Quiet splendour

I just finished J L Carr’s masterpiece A MONTH IN THE COUNTRY.

Lyrical, lilting, enchanting. Carr draws you into his pastoral idyll slowly, quietly, so that before you quite realise what’s happened, you’re caught up in a magical world. Set in a fictional Yorkshire village, the young Tom Birkin arrives fresh from the battlefields of the First World War to uncover a medieval painting on the ceiling of the village church. A reserved and inwardly focussed man, not much is spelled out. One is left to glean, from snatches of conversation, from Birkin’s inner monologues, the deep issues he’s dealing with: loss, war trauma, hope, life’s purpose/meaning, love, sense of duty, accomplishment.
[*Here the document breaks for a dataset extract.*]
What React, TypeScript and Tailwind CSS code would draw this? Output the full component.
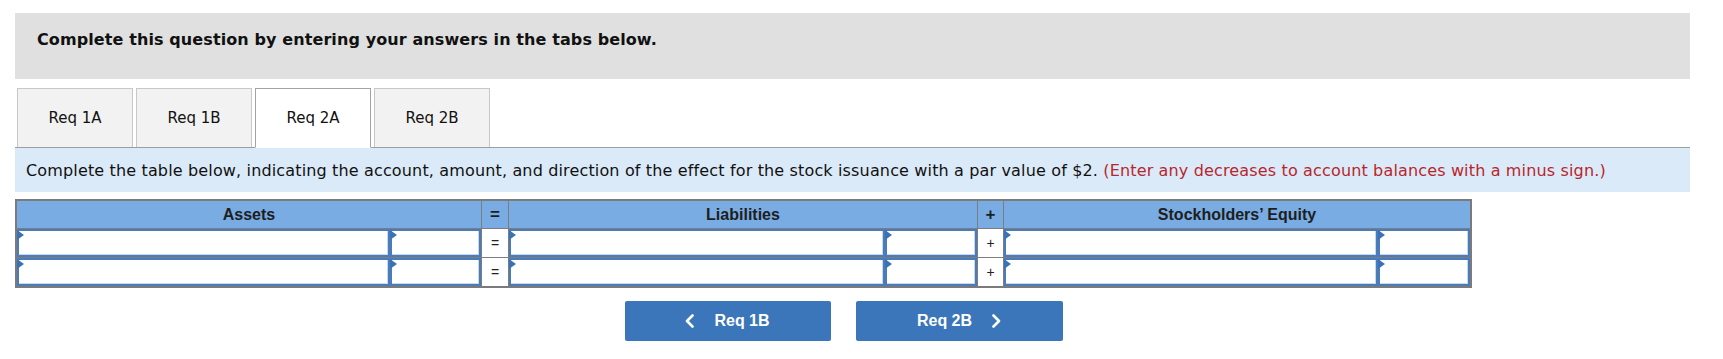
import React from "react";

const tabs = ["Req 1A", "Req 1B", "Req 2A", "Req 2B"];
const active = "Req 2A";

const grid =
  "grid grid-cols-[373px_91px_28px_376px_92px_27px_374px_92px]";

function Pick() {
  // dropdown marker sitting in the corner of an answer box
  return (
    <span className="absolute left-0 top-[1px] h-0 w-0 border-y-[5px] border-l-[7px] border-y-transparent border-l-[#3a72b8]" />
  );
}

function Box({ pick = true }: { pick?: boolean }) {
  return (
    <div className="relative h-full">
      <div className="h-full border-2 border-[#4a7cbb] bg-white shadow-[inset_-1px_-1px_0_#c9d9ec]" />
      {pick && <Pick />}
    </div>
  );
}

function Sign({ s }: { s: string }) {
  return (
    <div className="flex h-full items-center justify-center border-x border-[#7d7d7d] bg-white font-['Liberation_Sans',Arial,sans-serif] text-[14px] text-[#222]">
      {s}
    </div>
  );
}

function Chevron({ dir }: { dir: "left" | "right" }) {
  return (
    <svg width="9" height="14" viewBox="0 0 9 14" fill="none">
      <polyline
        points={dir === "left" ? "7.5,1.5 2,7 7.5,12.5" : "1.5,1.5 7,7 1.5,12.5"}
        stroke="white"
        strokeWidth="2.6"
        strokeLinecap="round"
        strokeLinejoin="round"
      />
    </svg>
  );
}

export default function App() {
  return (
    <div className="min-h-[359px] bg-white font-['DejaVu_Sans',Verdana,sans-serif] text-[#111]">
      <div className="w-[1705px] px-[15px] pt-[13px]">
        <div className="h-[66px] bg-[#e0e0e0] pl-[22px] pt-[16px]">
          <p className="text-[16px] font-bold leading-[22px] tracking-[0.1px]">
            Complete this question by entering your answers in the tabs below.
          </p>
        </div>

        <div className="mt-[9px] flex gap-[3px] border-b border-[#9e9e9e] pl-[2px]">
          {tabs.map((t) => (
            <div
              key={t}
              className={
                t === active
                  ? "-mb-px flex h-[60px] w-[116px] items-center justify-center border border-b-white border-[#a3a3a3] bg-white text-[15px]"
                  : "flex h-[59px] w-[116px] items-center justify-center border border-b-0 border-[#c8c8c8] bg-[#f2f2f2] text-[15px]"
              }
            >
              {t}
            </div>
          ))}
        </div>

        <div className="flex h-[44px] items-center bg-[#dbeaf8] pl-[11px] pt-[1px] text-[16px] tracking-[0.15px]">
          <p>
            Complete the table below, indicating the account, amount, and direction of the effect for the stock issuance with a par value of $2.{" "}
            <span className="text-[#b8262c]">
              (Enter any decreases to account balances with a minus sign.)
            </span>
          </p>
        </div>

        <div className="mt-[7px] w-[1457px] border-2 border-[#7b7b7b] font-['Liberation_Sans',Arial,sans-serif]">
          <div className={`${grid} h-[27px] bg-[#79ace3] text-[16px] font-bold text-[#1e1e1e]`}>
            <div className="col-span-2 flex items-center justify-center">Assets</div>
            <div className="flex items-center justify-center border-x border-[#7d7d7d] text-[17px]">=</div>
            <div className="col-span-2 flex items-center justify-center">Liabilities</div>
            <div className="flex items-center justify-center border-x border-[#7d7d7d] text-[17px]">+</div>
            <div className="col-span-2 flex items-center justify-center">Stockholders’ Equity</div>
          </div>
          {[0, 1].map((r) => (
            <div key={r} className={`${grid} h-[29px] border-t border-[#7d7d7d]`}>
              <Box />
              <Box />
              <Sign s="=" />
              <Box />
              <Box />
              <Sign s="+" />
              <Box />
              <Box />
            </div>
          ))}
        </div>

        <div className="mt-[13px] flex justify-center gap-[25px] pr-[18px] font-['Liberation_Sans',Arial,sans-serif] text-[16px] font-bold text-white">
          <button className="flex h-[40px] w-[206px] items-center justify-center gap-[20px] rounded-[2px] bg-[#3a76b9]">
            <Chevron dir="left" />
            <span>Req 1B</span>
          </button>
          <button className="flex h-[40px] w-[207px] items-center justify-center gap-[20px] rounded-[2px] bg-[#3a76b9]">
            <span>Req 2B</span>
            <Chevron dir="right" />
          </button>
        </div>
      </div>
    </div>
  );
}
Through his work in the village for that month, one accompanies Birkin as he tries to make sense of the world and his place in it.
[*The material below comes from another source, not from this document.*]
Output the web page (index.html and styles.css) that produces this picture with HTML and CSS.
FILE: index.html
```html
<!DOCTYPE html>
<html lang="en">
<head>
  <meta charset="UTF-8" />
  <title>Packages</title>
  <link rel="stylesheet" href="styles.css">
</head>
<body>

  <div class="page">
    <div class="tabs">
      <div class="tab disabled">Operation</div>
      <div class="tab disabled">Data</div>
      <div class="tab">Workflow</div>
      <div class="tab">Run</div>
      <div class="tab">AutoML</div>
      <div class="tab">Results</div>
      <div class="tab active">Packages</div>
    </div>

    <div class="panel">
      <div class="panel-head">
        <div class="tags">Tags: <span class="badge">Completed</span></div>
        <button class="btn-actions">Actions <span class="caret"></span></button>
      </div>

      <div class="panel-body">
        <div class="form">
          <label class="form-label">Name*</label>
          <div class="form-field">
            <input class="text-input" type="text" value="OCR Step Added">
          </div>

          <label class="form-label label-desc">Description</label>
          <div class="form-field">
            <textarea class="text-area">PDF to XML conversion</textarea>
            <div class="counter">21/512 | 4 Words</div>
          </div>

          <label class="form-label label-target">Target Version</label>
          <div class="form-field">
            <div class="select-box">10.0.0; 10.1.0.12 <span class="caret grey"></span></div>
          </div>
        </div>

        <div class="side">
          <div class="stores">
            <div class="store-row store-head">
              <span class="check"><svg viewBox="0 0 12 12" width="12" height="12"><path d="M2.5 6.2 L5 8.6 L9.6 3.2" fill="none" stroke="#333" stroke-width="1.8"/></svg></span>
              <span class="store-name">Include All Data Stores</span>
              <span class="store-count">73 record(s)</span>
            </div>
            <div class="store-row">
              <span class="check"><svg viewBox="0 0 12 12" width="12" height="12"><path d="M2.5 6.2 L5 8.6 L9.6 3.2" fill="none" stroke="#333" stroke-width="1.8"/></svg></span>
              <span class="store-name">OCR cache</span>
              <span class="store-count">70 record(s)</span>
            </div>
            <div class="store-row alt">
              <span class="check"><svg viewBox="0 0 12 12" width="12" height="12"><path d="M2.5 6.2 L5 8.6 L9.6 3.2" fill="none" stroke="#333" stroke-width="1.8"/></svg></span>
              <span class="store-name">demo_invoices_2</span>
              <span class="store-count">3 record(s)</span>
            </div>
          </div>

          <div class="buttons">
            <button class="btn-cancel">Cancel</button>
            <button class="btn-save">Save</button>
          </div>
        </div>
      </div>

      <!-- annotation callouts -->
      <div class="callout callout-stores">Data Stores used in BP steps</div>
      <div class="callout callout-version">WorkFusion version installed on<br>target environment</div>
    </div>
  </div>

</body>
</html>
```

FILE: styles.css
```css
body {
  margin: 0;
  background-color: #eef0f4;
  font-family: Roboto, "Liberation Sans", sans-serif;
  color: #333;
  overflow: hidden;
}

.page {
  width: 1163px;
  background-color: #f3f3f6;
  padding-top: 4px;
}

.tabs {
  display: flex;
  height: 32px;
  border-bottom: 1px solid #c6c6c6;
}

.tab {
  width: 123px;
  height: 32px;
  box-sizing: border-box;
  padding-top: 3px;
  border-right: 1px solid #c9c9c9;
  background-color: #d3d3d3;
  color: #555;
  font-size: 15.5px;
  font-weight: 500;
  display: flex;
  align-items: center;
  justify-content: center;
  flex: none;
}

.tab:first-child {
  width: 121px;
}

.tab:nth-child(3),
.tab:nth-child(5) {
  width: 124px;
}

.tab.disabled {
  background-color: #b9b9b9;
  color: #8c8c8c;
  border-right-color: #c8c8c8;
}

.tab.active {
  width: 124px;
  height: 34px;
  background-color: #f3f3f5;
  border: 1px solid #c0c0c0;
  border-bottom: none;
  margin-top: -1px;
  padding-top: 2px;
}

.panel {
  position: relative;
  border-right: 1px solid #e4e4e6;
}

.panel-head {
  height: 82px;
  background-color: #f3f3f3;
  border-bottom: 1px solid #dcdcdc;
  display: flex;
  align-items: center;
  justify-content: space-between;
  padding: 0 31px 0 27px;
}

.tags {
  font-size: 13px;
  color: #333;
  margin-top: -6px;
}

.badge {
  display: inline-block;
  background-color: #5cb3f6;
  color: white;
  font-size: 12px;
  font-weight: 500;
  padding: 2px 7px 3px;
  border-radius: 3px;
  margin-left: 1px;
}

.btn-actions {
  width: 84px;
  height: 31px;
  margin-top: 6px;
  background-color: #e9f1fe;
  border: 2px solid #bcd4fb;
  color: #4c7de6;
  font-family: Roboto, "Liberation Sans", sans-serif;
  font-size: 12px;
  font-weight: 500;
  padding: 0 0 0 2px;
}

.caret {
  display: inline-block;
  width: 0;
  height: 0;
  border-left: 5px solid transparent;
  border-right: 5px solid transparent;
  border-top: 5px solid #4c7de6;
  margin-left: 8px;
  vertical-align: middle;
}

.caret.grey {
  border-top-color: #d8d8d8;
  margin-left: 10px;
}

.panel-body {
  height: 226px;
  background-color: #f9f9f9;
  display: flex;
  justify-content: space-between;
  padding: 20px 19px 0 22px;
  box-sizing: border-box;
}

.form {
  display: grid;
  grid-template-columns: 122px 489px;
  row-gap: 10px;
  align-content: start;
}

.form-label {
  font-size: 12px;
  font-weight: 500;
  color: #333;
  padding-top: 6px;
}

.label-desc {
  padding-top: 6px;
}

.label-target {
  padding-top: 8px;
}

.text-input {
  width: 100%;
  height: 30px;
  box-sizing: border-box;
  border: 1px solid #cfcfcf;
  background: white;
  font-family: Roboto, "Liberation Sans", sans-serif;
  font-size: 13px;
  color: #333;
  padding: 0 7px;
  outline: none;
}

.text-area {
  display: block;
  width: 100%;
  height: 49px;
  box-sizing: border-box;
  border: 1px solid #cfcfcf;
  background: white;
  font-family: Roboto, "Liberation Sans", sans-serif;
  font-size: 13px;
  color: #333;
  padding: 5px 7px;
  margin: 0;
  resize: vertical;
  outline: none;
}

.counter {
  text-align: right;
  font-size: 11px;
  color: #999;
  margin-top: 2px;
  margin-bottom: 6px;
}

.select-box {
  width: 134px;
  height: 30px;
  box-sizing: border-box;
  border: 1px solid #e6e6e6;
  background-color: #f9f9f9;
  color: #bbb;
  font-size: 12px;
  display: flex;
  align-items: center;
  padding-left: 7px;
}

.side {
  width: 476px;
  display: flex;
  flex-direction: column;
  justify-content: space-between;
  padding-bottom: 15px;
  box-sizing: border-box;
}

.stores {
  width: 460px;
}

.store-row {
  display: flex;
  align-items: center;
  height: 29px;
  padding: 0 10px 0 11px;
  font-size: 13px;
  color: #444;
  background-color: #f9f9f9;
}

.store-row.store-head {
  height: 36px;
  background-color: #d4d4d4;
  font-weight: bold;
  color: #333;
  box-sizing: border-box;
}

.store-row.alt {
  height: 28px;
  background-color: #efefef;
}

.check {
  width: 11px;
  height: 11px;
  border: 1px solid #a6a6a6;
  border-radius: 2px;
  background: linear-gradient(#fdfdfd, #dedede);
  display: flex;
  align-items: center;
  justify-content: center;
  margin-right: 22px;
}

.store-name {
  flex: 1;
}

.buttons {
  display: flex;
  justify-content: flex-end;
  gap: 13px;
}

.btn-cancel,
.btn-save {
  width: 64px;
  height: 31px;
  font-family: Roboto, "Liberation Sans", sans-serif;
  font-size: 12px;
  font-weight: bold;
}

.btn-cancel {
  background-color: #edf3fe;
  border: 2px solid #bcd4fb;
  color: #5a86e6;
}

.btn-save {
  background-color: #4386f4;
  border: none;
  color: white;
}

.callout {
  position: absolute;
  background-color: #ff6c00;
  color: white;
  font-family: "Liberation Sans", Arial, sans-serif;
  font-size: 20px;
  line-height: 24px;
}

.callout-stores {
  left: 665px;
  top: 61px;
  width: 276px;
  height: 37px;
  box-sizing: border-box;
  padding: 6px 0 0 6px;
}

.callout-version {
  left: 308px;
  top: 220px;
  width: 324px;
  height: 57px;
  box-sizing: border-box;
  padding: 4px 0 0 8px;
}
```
A moment in time that even he acknowledges might not have been real:

Day after day, mist rose from the meadow as the sky lightened and hedges, barns and woods took shape until, at last, the long curving back of the hills lifted away from the Plain … Day after day it was like that and each morning I leaned on the yard gate dragging at my first fag and (I’d like to think) marvelling at this splendid backcloth. But it can’t have been so; I’m not the marvelling kind. Or was I then?

But such was the transformative nature of that summer, I reckon he was that kind. For that month.